Thinking about it now, I probably should have recorded some of these conversations, because it would be much more interesting and informative than just sharing my recollections and impressions- but that will have to be another project for another time! To give you an idea of what this kind of science fair coaching looks like, here’s a recreation of a typical conversation that I had with a team of students who were investigating how different liquids affected the amount of rust that forms on steel:
- Teacher: So what are you going to measure to compare the amount of rust?
- Students: How long the rust is.
- T: What tool are you going to use to do that?
- S: A ruler. With centimeters.
- T: OK- so let’s say your blob of rust looks like this (I draw a blobby shape on a piece of paper). How would you measure that?
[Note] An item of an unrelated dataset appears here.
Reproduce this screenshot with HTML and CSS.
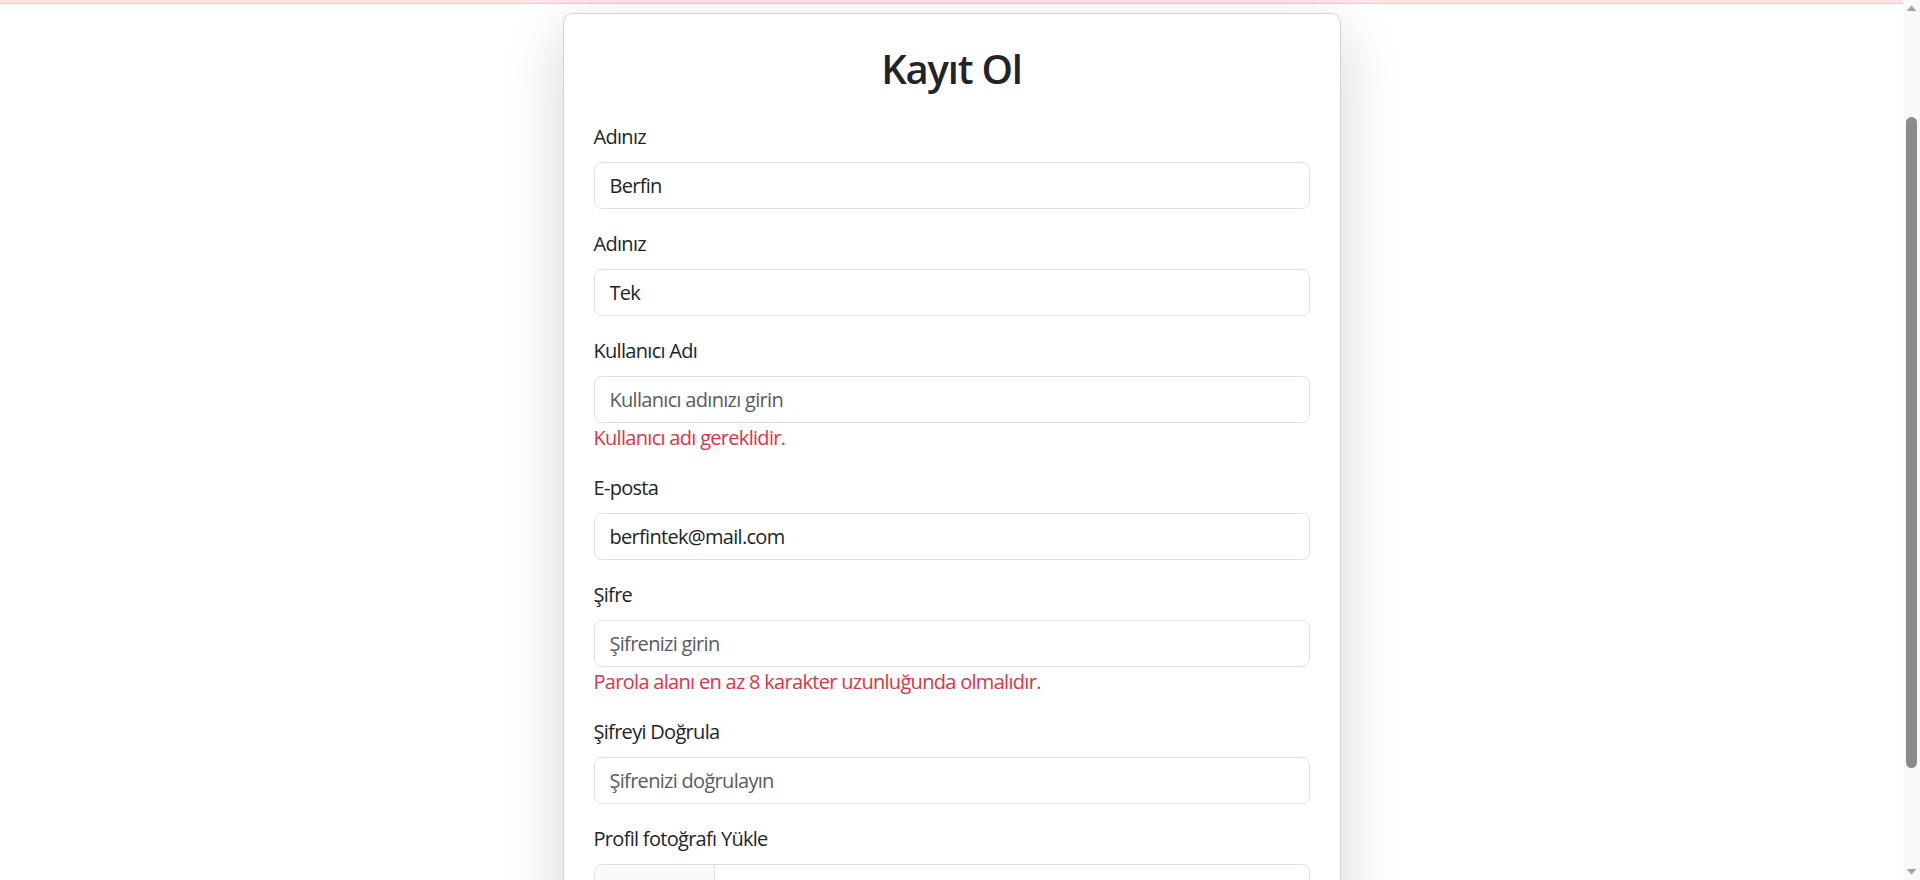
FILE: index.html
```html
<!DOCTYPE html>
<html lang="tr">
<head>
<meta charset="utf-8">
<title>Kayıt Ol</title>
<link rel="stylesheet" href="styles.css">
</head>
<body>
<div class="screen">
  <div class="viewport">
    <div class="alert-strip"></div>
    <main class="page">
      <section class="card">
        <h2 class="card-title">Kayıt Ol</h2>
        <form class="form">
          <div class="group">
            <label class="label">Adınız</label>
            <input class="control" type="text" value="Berfin">
          </div>
          <div class="group">
            <label class="label">Adınız</label>
            <input class="control" type="text" value="Tek">
          </div>
          <div class="group">
            <label class="label">Kullanıcı Adı</label>
            <input class="control" type="text" placeholder="Kullanıcı adınızı girin">
            <div class="error">Kullanıcı adı gereklidir.</div>
          </div>
          <div class="group">
            <label class="label">E-posta</label>
            <input class="control" type="text" value="berfintek@mail.com">
          </div>
          <div class="group">
            <label class="label">Şifre</label>
            <input class="control" type="text" placeholder="Şifrenizi girin">
            <div class="error">Parola alanı en az 8 karakter uzunluğunda olmalıdır.</div>
          </div>
          <div class="group">
            <label class="label">Şifreyi Doğrula</label>
            <input class="control" type="text" placeholder="Şifrenizi doğrulayın">
          </div>
          <div class="group">
            <label class="label">Profil fotoğrafı Yükle</label>
            <div class="file-control">
              <span class="file-btn"></span>
              <span class="file-name"></span>
            </div>
          </div>
        </form>
      </section>
    </main>
  </div>
  <div class="scrollbar">
    <svg class="arrow" width="17" height="17" viewBox="0 0 17 17"><polygon points="3.5,11 13.5,11 8.5,5.5" fill="#a3a3a3"/></svg>
    <div class="track"><div class="thumb"></div></div>
    <svg class="arrow" width="17" height="17" viewBox="0 0 17 17"><polygon points="3.5,6 13.5,6 8.5,11.5" fill="#a3a3a3"/></svg>
  </div>
</div>
</body>
</html>
```
FILE: styles.css
```css
html, body {
  margin: 0;
  padding: 0;
  height: 100%;
  overflow: hidden;
  background: #ffffff;
}

body {
  font-family: "Open Sans", "Noto Sans", sans-serif;
  color: #212529;
}

.screen {
  display: flex;
  height: 880px;
  width: 1920px;
}

.viewport {
  flex: 1;
  display: flex;
  flex-direction: column;
  overflow: hidden;
  min-width: 0;
}

.alert-strip {
  height: 3px;
  flex: none;
  background: #fce4e4;
  border-bottom: 1px solid #e6cfd0;
}

.page {
  display: flex;
  justify-content: center;
  padding-top: 9px;
}

.card {
  box-sizing: border-box;
  width: 778px;
  flex: none;
  background: #fff;
  border: 1px solid #d4d4d4;
  border-radius: 10px;
  padding: 30px 30px 40px;
  box-shadow: 0 20px 60px rgba(0, 0, 0, 0.175);
}

.card-title {
  margin: 0 0 30px;
  font-size: 40px;
  line-height: 48px;
  font-weight: 600;
  text-align: center;
  color: #212529;
  letter-spacing: -0.03em;
  position: relative;
  top: 1px;
}

.form {
  display: flex;
  flex-direction: column;
}

.group {
  display: flex;
  flex-direction: column;
  margin-bottom: 20px;
}

.label {
  display: block;
  font-size: 20px;
  line-height: 30px;
  margin-bottom: 10px;
  color: #212529;
  letter-spacing: -0.035em;
}

.control {
  box-sizing: border-box;
  height: 47px;
  width: 100%;
  margin: 0;
  padding: 0 15px;
  font-family: inherit;
  font-size: 20px;
  color: #212529;
  background: #fff;
  border: 1px solid #dee2e6;
  border-radius: 7.5px;
  outline: none;
  letter-spacing: -0.035em;
}

.control::placeholder {
  color: #595c5f;
  opacity: 1;
}

.error {
  font-size: 20px;
  line-height: 30px;
  color: #dc3545;
  letter-spacing: -0.035em;
}

.file-control {
  box-sizing: border-box;
  height: 47px;
  display: flex;
  border: 1px solid #dee2e6;
  border-radius: 7.5px;
  overflow: hidden;
}

.file-btn {
  box-sizing: border-box;
  width: 120px;
  flex: none;
  background: #f8f9fa;
  border-right: 1px solid #dee2e6;
}

.file-name {
  flex: 1;
}

.scrollbar {
  width: 17px;
  flex: none;
  display: flex;
  flex-direction: column;
  background: #f9f9f9;
}

.arrow {
  display: block;
  flex: none;
}

.track {
  flex: 1;
  display: flex;
  flex-direction: column;
  align-items: center;
}

.thumb {
  margin-top: 100px;
  width: 11px;
  height: 651px;
  border-radius: 6px;
  background: #8a8a8a;
}
```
- S: Like how long it is. From here to here (pointing at two ends of the rust).
- T: Why not here to here? (pointing at different ends of the rust). You see how this is going to be tricky? What if the rust looks like this (draw another blobby shape, smaller but longer)? Which blob of rust is bigger?
- S: This one. (pointing at the first blob)
- T: But the second one is longer, right? So what else could you measure?
- S: We could do how long and how tall maybe.
- T: Length and height… so you would be figuring out area then instead, right? So instead of just measuring centimeters, you would be measuring square centimeters, like this (draw a square centimeter). But are your blobs of rust going to be perfect squares?
- S: No, but we could estimate it.
- M: OK, that’s a good idea, you could try to figure out how many square centimeters each blob of rust. So how would you figure out this blob (pointing at the first blob on the paper)?
- S: Like this (starts drawing square centimeters inside the blob), and count how many fit inside.
- M: Good thinking, but won’t that take a long time? Instead of drawing square centimeters yourself, is there a way you could use something with the squares centimeters already drawn on them? Like a piece of graph paper? How could you use that to make your measurements easier?
- S: (after some thought) We could trace the rust on the paper- and then just count them up! …But what about if only part of a square is full?
- M: Hmmm…. what do you think you should do?
- S: What if we only count the ones that are mostly full.
- M: That sounds like a good rule for estimating. I think you have a good plan now, why don’t you try it out and see how if it works?
And now for some “post-game analysis”- here’s what I think makes these kind of coaching conversations work so well:
- Leading from behind: The most difficult thing for me to learn as a science fair coach was how to lead a team of students without… err… leading. It’s a tricky tension: we want our students to be active learners and experience inquiry-based learning, but our students don’t have the skills or understanding to go the distance independently. So yes, the teacher still has to take the lead to guide students through the process, but it’s a subtle kind of leading puts the students out in front so they have a feeling of ownership and an opportunity to make decisions (and mistakes). In the example above, obviously the students are going to run into problems trying to measure the length of several irregular shapes, and there’s no point in having them waste hours of time doing that to “teach them a lesson” (if students spend hours collecting data, they will cling to it for dear life no matter how “bad” you may explain it is later!). Instead I have them think it through beforehand and come up with a better solution. Notice that I’m while I’m driving the conversation towards this solution the entire time, it’s the students that are actually making the decisions. The best analogy I can come up with is driver’s ed: the students are at the wheel, but all the while the teacher is there to keep students focused on what’s important, and if necessary you have the ability to slam on the brakes.
- Just right and just-in-time: My science fair coaching style is not a constant peppering of students with questions and suggestions- if you coach that way students will tune you out as faster than a nagging parent! Instead I pick 3 critical points to have these face-to-face conversations: when students have brainstormed their experimental questions, when students have written a rough draft of their procedure, and when they have collected their data (before analyzing it). That’s it. In between these points there’s plenty of modeling with exemplar science fair reports and example experiments in class, but the actual science fair work along the way is done without anyone looking over their shoulder. This way students truly do have ownership of their experiment, and have the opportunity to make plenty of mistakes! For example, the rough draft procedures are almost universally terrible when we meet- but that’s OK. As a teacher I can hone in on the most important issues to address, and lead from behind to guide student’s learning to improve their procedure before they start experimenting.
- Student-centered learning should be… STUDENT centered: The last important aspect of successful coaching is more of a philosophy than a strategy. As science teachers we can’t help but have an idea in our mind of what a perfect science fair experiment looks like… the kind that impresses the judges, wins the Google Science Fair and gets our name in the paper. Part of us would love to stroll through our science fair and see table after table of these perfect clones- wouldn’t that be a successful science fair? Maybe in a teacher’s eyes, but of course our real goal is student learning, and that will only be successful if that students actually have a chance to learn! In my mind the most successful science fair experiments are the ones that inspired the most learning and sparked the most interest in scientific inquiry. These may not be the ones with the most polished poster or the most “scientific” topic. In fact often these will be the experiments where the students ran into the most problems with their procedure or data. At the end of the day though, with careful coaching these students will have learned far more than by following someone else’s directions on ScienceFairProjects.com, and they will be able to demonstrate that learning by explaining the problems they overcame (and the ones they could not).